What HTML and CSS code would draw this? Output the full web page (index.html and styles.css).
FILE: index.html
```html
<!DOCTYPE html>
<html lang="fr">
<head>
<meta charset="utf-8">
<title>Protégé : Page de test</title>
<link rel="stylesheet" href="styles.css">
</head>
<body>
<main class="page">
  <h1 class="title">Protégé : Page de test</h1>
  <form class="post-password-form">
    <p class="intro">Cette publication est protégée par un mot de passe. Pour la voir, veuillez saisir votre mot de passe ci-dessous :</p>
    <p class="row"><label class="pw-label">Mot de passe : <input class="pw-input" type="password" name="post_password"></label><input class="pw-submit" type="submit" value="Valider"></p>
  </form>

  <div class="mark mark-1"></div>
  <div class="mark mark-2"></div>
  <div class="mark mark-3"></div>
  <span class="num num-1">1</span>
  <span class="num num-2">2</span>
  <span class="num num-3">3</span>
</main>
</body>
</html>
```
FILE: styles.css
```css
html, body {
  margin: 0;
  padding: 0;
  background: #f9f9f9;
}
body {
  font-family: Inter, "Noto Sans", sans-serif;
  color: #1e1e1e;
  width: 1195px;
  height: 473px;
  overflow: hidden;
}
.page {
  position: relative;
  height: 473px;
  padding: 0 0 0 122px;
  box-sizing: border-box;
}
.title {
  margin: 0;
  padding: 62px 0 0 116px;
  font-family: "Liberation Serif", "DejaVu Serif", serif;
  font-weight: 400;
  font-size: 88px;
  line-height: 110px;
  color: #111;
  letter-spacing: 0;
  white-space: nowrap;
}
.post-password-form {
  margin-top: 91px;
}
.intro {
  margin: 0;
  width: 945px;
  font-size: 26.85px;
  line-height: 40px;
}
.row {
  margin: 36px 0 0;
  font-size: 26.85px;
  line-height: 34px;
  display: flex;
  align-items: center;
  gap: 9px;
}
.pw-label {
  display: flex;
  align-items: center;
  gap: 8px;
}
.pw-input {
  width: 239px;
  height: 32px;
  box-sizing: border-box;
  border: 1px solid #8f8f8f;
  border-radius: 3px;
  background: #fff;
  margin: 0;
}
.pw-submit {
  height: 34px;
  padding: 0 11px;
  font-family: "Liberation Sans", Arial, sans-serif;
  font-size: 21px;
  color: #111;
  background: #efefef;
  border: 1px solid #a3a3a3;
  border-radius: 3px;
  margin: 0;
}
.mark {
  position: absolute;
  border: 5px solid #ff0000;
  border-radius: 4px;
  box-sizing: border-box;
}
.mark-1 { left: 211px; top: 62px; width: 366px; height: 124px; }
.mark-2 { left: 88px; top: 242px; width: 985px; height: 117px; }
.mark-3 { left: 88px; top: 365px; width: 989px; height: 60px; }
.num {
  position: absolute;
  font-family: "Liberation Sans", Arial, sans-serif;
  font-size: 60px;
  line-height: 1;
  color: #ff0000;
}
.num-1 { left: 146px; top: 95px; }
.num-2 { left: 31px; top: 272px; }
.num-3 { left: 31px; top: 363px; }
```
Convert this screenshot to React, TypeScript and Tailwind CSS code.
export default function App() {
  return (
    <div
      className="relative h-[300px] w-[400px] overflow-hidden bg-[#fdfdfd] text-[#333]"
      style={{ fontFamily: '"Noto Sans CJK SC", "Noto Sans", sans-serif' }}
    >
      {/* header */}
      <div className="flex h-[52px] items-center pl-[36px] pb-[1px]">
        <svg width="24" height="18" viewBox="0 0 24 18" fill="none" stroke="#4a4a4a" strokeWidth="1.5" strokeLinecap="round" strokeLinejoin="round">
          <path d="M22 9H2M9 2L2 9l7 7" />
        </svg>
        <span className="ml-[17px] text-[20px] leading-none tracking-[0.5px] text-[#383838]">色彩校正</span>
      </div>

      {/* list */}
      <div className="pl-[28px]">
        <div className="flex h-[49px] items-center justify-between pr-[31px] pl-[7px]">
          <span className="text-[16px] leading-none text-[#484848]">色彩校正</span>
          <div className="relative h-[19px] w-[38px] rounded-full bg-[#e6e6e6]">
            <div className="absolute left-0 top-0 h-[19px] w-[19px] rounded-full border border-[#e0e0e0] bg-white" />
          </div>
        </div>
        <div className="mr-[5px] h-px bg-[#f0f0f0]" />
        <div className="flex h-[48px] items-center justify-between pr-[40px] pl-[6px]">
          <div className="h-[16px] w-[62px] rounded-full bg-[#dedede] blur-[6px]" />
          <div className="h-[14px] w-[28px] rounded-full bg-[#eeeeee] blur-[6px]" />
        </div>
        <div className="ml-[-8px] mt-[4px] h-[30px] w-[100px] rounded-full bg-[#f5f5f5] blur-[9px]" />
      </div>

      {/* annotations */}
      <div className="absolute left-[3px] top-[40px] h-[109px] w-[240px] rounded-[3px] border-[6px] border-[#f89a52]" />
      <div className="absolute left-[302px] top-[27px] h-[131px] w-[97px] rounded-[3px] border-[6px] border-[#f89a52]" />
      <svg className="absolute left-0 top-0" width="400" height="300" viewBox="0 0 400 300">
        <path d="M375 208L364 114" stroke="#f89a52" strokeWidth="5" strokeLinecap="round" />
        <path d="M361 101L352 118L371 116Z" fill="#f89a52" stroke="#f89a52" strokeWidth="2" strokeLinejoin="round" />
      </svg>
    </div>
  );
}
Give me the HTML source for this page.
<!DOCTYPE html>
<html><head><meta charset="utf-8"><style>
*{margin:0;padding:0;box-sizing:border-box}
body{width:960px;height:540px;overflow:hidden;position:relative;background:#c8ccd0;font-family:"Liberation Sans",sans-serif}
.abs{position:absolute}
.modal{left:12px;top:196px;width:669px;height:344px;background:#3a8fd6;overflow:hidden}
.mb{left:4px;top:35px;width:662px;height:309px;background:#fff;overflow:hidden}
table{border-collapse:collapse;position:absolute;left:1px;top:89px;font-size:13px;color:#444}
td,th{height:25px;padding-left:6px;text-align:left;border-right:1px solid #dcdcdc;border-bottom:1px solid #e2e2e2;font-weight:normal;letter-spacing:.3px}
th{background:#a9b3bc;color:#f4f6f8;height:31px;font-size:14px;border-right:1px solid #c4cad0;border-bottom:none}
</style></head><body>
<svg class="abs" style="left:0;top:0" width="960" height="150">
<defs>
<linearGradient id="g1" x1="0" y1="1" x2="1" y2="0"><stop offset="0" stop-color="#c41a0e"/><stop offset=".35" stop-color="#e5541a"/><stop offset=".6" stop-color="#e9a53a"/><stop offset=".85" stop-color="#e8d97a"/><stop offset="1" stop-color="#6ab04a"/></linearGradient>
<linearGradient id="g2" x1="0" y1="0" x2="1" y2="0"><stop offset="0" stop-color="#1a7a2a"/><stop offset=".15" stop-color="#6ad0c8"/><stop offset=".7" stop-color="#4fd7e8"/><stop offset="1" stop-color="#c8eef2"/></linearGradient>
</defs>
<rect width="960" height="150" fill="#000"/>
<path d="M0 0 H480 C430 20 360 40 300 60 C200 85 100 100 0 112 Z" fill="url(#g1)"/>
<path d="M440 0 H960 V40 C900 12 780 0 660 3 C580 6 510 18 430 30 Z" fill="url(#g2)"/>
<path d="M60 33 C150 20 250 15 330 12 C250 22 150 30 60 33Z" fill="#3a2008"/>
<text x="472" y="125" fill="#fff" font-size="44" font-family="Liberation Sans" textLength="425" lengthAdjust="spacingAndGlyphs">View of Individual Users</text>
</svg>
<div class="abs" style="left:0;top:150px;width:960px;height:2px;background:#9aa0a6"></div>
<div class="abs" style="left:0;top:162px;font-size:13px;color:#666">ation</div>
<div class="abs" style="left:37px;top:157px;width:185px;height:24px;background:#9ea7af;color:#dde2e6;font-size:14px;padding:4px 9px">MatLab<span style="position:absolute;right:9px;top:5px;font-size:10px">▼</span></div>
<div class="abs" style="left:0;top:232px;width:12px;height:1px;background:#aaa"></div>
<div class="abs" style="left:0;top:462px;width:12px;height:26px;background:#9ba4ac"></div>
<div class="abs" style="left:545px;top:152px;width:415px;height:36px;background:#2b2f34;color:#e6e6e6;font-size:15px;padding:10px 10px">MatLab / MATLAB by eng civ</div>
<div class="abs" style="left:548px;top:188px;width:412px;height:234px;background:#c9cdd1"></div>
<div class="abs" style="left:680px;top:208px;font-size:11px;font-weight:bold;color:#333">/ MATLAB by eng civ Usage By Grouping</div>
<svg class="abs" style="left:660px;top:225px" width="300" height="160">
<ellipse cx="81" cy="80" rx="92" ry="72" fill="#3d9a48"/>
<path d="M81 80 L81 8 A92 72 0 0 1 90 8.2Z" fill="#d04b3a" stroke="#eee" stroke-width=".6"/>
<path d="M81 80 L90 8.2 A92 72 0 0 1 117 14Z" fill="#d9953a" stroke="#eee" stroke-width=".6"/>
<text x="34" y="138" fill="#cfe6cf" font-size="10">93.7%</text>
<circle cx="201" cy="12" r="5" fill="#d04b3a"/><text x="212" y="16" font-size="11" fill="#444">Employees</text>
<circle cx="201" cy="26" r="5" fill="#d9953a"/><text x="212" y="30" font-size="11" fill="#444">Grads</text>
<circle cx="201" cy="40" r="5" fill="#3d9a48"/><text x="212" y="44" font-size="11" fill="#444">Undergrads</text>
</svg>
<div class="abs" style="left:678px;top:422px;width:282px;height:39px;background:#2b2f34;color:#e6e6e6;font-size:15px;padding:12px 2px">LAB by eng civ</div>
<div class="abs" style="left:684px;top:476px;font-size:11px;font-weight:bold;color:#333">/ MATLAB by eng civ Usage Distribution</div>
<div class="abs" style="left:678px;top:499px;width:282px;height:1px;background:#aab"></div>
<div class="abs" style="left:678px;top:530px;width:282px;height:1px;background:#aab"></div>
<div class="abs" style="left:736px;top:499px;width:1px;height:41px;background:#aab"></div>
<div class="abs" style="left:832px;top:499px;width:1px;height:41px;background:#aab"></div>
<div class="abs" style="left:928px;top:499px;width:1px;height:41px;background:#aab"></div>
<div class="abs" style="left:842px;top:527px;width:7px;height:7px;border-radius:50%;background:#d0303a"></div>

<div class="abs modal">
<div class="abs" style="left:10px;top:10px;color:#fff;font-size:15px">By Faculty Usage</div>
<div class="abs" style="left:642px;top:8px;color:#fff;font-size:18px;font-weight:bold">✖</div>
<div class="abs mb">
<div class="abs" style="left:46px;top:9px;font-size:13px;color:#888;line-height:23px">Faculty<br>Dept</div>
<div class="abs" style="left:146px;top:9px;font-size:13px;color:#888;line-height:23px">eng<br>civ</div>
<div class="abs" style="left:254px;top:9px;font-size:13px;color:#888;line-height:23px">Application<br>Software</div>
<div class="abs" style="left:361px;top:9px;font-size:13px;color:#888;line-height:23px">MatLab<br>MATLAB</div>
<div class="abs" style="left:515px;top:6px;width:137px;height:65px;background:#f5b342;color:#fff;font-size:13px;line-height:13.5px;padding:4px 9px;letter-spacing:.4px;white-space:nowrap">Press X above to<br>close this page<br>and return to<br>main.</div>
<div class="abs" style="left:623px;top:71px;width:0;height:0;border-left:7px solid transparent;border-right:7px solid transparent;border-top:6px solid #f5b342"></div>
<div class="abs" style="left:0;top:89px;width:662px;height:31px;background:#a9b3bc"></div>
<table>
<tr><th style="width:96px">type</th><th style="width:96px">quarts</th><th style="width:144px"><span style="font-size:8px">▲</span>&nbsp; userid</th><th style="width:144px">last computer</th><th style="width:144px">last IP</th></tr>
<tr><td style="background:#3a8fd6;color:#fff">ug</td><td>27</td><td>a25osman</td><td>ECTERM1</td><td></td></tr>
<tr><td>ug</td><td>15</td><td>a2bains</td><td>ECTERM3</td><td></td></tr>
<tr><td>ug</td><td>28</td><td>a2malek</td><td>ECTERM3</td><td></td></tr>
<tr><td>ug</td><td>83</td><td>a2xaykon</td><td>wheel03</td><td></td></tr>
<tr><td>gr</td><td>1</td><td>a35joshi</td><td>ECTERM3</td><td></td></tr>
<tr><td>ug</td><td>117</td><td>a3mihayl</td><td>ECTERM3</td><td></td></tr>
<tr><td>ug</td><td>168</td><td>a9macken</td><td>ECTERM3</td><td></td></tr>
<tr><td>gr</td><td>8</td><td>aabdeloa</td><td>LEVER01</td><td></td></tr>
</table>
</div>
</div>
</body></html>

·····

Challenge
Leave out every line without the string "code" and copy the rest.

Result
What HTML and CSS code would draw this? Output the full web page (index.html and styles.css).
Convert this screenshot to React, TypeScript and Tailwind CSS code.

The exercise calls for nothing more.